The weather turned cold very suddenly one Halloween weekend.

I realized that I needed to bring in my vulnerable plants or risk losing them. I hauled them in, hanging them in the kitchen, then I went to the front room and watched TV.

Bzzz…Something flashed by my head.

“What the heck?” I frantically searched for something to kill it. I didn’t know what it was, but it did not belong in my front room!

I cornered it at the window where it banged against the glass. It was an adult wasp.

Swack!…thud.

“That was exciting,” I muttered to the empty condo. I went back to the TV.

“Bzzz—Bzzz.” More wasps!

I hustled this time, starting to freak out. I realized that they were coming from the kitchen.

Bzzz… BZZZZ!

The kitchen was swarming. Wasps were flying in panic, hitting each other in their frenzy like a scene from a fifties horror movie!

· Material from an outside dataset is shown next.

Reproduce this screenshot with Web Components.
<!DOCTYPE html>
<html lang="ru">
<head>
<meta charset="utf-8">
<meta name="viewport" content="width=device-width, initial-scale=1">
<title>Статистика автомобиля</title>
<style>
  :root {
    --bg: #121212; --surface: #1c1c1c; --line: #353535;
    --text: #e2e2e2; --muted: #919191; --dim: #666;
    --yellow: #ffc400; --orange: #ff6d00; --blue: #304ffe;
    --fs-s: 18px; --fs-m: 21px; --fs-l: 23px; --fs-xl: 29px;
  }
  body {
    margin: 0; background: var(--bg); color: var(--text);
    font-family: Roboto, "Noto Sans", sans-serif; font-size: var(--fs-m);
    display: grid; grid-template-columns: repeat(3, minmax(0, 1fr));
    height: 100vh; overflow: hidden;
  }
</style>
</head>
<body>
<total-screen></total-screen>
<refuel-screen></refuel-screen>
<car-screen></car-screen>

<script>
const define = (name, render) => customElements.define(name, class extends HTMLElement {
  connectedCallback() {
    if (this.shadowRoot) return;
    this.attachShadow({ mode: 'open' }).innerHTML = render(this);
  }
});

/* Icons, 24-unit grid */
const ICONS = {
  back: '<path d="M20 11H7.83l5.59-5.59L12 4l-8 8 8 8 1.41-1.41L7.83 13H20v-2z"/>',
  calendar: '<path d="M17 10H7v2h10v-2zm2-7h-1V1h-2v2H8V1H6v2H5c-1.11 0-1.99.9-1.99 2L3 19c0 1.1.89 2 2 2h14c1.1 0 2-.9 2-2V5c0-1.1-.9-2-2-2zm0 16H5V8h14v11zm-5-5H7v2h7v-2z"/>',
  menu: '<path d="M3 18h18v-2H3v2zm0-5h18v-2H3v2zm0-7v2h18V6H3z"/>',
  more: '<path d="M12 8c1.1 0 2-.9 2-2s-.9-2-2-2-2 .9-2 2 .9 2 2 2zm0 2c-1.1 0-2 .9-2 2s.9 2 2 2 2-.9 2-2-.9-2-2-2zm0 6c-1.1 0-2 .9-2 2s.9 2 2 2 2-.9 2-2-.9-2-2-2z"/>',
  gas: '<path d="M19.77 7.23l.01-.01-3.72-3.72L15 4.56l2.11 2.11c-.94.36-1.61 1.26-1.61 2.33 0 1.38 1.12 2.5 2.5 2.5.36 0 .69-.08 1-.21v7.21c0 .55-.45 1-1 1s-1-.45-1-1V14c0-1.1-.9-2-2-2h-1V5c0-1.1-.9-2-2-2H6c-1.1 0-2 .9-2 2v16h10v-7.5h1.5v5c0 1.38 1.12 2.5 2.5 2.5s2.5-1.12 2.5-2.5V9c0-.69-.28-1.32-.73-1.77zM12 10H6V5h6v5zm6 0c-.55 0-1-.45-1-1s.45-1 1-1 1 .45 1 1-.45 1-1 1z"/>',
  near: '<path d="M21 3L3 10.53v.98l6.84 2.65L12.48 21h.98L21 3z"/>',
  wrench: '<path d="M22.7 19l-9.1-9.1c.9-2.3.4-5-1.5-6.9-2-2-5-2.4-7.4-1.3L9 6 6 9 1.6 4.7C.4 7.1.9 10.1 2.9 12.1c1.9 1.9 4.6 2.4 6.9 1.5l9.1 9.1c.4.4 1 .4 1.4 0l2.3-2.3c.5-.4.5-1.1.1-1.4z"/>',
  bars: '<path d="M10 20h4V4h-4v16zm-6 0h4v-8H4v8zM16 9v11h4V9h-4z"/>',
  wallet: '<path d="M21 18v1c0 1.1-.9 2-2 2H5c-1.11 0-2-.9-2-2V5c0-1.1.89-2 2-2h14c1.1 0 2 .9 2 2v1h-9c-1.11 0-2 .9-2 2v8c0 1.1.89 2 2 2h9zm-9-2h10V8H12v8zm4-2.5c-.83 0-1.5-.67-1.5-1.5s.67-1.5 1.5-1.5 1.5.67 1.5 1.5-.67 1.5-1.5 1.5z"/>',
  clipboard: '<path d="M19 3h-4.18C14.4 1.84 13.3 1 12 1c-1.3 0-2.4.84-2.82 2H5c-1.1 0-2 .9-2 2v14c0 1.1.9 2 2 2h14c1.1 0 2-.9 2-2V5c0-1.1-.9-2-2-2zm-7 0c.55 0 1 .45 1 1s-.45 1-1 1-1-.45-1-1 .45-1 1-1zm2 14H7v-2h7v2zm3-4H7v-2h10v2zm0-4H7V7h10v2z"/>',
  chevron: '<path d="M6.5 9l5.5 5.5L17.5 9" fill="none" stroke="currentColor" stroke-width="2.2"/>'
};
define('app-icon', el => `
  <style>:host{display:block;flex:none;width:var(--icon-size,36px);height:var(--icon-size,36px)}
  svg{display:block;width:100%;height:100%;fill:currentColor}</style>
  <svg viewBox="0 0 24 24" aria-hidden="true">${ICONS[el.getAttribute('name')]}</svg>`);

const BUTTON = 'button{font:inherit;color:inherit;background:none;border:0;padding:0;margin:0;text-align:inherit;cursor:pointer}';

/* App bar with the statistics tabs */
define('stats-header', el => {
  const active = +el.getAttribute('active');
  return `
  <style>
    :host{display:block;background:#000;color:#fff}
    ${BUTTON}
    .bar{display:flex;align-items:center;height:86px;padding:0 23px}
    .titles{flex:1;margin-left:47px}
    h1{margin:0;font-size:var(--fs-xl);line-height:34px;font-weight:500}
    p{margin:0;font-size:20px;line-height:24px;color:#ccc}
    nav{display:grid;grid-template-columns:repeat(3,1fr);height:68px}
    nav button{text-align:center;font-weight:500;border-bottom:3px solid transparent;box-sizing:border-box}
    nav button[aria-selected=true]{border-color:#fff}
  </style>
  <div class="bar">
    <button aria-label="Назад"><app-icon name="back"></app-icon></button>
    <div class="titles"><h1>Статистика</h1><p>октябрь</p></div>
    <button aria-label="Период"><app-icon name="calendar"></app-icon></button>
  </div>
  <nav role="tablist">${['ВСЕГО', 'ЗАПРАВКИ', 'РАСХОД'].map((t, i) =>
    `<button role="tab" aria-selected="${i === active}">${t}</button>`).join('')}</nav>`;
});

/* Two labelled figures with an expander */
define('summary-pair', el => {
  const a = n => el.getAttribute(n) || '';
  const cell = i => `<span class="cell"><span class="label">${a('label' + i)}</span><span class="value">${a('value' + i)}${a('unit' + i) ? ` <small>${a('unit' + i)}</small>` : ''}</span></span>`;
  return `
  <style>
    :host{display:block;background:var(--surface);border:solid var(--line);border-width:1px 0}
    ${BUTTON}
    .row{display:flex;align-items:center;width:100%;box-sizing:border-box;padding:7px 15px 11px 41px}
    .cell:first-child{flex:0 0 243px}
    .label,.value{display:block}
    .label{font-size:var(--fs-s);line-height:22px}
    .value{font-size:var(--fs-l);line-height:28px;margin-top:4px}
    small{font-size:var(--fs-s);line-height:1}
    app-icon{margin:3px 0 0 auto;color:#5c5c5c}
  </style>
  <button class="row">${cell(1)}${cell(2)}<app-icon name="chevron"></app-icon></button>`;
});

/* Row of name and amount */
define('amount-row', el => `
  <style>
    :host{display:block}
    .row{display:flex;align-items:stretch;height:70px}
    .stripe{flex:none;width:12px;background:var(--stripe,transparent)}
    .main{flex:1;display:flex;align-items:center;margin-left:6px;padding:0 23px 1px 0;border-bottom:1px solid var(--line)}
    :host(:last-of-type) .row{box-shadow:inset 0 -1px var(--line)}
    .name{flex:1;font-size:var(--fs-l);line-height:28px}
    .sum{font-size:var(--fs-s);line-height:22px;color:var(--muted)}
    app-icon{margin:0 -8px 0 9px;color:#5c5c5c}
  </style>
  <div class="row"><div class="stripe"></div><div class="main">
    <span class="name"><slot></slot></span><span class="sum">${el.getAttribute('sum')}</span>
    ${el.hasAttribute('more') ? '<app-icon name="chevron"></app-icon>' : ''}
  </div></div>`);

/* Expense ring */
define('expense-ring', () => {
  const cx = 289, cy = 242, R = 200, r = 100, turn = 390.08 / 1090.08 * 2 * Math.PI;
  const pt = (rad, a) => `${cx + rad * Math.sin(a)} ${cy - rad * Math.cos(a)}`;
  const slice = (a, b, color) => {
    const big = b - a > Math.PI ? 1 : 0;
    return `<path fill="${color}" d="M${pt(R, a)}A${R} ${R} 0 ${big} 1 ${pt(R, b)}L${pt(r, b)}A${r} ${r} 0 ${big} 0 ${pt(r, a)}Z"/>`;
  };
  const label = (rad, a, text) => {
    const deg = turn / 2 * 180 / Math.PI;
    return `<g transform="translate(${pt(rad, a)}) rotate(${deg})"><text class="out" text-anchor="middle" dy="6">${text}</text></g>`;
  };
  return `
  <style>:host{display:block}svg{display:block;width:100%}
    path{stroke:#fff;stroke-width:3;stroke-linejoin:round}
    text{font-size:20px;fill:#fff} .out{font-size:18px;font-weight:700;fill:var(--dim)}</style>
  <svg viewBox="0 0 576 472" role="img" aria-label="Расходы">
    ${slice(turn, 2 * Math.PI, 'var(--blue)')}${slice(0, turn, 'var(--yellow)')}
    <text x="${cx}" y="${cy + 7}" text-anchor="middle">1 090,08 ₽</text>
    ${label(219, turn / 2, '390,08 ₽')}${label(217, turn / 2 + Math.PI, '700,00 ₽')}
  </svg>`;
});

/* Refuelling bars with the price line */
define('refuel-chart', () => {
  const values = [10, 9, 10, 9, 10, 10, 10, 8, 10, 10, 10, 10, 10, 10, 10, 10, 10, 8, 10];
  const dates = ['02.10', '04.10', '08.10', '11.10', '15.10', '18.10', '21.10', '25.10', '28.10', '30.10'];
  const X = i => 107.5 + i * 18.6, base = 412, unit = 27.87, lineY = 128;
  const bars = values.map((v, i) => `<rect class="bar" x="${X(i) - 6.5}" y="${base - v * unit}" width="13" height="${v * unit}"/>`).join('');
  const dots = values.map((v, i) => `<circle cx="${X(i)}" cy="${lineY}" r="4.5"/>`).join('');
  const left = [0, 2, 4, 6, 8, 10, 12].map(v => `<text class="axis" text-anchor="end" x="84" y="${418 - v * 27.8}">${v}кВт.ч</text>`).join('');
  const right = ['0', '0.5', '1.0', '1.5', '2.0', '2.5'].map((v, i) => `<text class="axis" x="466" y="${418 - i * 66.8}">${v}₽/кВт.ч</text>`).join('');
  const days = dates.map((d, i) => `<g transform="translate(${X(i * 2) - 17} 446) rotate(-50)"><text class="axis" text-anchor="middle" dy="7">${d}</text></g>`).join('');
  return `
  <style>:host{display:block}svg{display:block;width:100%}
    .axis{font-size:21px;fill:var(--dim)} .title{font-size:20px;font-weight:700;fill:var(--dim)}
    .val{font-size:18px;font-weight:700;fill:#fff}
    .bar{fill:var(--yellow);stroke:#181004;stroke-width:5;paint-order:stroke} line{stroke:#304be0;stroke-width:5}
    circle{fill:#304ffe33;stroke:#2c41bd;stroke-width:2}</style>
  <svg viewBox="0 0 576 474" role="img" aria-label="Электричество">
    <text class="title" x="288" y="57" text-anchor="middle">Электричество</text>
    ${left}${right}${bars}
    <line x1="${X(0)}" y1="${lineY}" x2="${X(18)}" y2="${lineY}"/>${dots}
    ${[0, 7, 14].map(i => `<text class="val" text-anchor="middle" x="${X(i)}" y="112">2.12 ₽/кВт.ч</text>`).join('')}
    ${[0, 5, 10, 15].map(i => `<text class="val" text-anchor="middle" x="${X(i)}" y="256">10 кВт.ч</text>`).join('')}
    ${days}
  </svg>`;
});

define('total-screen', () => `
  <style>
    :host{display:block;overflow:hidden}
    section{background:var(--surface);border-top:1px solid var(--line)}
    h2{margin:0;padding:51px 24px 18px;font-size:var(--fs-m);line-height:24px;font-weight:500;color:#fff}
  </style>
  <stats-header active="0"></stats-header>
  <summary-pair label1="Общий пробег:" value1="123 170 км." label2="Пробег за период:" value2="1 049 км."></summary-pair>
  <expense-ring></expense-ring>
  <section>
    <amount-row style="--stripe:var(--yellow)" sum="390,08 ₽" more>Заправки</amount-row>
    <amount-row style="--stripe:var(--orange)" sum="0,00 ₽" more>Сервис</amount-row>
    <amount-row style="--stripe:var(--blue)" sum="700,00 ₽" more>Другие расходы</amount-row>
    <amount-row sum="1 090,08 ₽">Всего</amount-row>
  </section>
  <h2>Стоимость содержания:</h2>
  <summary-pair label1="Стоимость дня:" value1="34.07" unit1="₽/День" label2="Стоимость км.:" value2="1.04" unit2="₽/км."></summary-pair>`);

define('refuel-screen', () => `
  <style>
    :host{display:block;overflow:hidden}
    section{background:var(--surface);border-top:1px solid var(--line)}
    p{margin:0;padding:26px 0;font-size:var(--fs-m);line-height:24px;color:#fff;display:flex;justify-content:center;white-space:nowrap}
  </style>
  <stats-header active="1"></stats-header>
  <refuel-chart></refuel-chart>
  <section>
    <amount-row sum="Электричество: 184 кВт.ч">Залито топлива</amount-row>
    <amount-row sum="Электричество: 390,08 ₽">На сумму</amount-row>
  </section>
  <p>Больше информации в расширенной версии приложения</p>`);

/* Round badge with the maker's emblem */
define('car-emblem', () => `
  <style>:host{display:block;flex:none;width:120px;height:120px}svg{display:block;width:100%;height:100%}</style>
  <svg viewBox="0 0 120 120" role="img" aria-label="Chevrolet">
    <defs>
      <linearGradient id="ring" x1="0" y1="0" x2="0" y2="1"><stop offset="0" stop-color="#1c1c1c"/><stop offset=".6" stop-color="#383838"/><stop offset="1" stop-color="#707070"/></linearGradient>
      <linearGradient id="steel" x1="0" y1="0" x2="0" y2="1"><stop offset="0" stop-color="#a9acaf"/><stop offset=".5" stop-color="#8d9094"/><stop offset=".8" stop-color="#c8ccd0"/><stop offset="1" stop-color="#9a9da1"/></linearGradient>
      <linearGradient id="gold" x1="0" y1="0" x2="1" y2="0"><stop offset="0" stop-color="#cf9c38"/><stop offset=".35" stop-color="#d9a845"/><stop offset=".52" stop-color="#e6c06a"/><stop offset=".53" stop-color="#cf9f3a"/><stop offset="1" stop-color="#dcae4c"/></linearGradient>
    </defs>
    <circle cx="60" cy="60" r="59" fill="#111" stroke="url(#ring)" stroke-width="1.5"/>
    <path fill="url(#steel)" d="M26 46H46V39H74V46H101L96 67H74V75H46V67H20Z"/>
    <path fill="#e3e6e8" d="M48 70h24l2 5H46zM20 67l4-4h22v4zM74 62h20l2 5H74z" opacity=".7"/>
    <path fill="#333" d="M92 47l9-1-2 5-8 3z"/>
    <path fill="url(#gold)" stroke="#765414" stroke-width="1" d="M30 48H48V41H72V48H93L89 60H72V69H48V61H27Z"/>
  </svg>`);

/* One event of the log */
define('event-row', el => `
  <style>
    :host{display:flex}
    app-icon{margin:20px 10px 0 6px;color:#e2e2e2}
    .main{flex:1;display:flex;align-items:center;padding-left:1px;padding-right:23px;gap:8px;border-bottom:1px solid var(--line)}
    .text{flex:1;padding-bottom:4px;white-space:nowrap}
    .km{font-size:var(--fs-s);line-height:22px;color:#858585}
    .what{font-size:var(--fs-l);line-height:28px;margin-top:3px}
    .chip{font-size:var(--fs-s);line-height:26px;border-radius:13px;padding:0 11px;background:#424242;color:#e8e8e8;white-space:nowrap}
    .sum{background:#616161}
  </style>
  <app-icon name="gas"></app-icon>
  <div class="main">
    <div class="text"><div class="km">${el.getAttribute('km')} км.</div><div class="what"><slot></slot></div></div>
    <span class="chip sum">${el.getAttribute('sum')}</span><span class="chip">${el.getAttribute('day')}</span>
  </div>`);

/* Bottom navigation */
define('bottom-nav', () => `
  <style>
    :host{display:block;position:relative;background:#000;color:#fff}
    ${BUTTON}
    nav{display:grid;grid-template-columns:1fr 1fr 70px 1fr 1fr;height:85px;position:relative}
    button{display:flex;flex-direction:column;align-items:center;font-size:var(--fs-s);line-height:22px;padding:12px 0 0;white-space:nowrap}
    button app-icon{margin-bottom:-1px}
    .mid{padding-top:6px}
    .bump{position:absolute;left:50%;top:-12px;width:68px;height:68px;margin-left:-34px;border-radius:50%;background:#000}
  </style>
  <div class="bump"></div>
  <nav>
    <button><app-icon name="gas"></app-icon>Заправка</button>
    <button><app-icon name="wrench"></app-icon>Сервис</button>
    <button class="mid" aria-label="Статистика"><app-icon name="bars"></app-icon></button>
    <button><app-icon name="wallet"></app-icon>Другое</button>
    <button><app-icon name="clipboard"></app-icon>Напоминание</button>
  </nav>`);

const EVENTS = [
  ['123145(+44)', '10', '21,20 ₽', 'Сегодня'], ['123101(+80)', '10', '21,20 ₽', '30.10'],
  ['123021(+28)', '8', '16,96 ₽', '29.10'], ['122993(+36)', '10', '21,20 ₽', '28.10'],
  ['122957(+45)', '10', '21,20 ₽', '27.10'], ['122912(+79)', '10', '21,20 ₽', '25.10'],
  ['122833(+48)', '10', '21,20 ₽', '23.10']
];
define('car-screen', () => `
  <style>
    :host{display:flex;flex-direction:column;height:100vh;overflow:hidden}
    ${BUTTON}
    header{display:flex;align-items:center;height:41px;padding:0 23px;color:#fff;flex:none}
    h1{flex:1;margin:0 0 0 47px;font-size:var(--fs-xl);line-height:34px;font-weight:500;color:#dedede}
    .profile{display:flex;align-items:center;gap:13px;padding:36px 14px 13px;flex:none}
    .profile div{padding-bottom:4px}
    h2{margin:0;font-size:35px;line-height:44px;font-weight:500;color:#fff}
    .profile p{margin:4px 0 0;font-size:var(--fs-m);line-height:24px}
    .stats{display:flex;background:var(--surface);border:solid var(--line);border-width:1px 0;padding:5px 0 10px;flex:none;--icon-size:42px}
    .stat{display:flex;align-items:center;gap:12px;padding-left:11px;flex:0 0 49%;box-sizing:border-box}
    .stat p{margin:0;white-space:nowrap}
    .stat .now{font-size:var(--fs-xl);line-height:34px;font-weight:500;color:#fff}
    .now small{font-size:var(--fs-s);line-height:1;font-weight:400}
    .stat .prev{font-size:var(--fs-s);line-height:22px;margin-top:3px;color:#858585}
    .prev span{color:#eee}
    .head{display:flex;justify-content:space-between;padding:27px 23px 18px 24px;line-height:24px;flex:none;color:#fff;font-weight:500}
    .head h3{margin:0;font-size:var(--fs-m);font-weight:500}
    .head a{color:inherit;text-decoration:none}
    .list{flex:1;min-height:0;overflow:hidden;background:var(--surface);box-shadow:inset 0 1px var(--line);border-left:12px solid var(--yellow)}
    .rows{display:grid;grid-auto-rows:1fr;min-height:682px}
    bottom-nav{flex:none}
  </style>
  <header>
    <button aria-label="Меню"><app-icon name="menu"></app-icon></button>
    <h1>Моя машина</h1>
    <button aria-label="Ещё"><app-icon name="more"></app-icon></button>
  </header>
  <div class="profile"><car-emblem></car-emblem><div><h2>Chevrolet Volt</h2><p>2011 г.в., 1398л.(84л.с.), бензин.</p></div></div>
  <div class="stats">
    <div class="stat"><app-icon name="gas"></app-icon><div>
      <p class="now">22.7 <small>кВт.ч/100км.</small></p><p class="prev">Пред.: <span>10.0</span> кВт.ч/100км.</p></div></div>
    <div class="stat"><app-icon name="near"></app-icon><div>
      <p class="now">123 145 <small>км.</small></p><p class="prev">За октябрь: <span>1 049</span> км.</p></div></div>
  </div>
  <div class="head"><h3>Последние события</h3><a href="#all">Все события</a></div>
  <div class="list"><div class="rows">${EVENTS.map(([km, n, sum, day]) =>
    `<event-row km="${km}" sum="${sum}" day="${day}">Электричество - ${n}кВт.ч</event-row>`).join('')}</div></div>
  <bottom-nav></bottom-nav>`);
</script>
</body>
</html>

I lunged for the patio door and threw it open, hoping they would exit, but cold air poured in and kept them inside.

I pulled on a scarf and cleaning gloves. I gingerly grabbed a can of Raid and a fly swatter. The wasps did not make it easy, but the cold air slowed them down, so I sprayed many of them in mid-air and then swatted and stomped them. The mess became immense.

I spotted one coming out of a plant I had brought in. It was a large plant, and I realized it must have a nest in it!

“Oh crud,” I thought, “What do I do now?  It has to go!”

I grabbed it with my Playtex pink, long-line gloved hands and ran as fast as I could toward the open sliding glass door. I slipped on smashed bodies of wasps on the floor, wobbling like a crazed skater. Lurching to the patio, I lobbed my precious plant into a corner!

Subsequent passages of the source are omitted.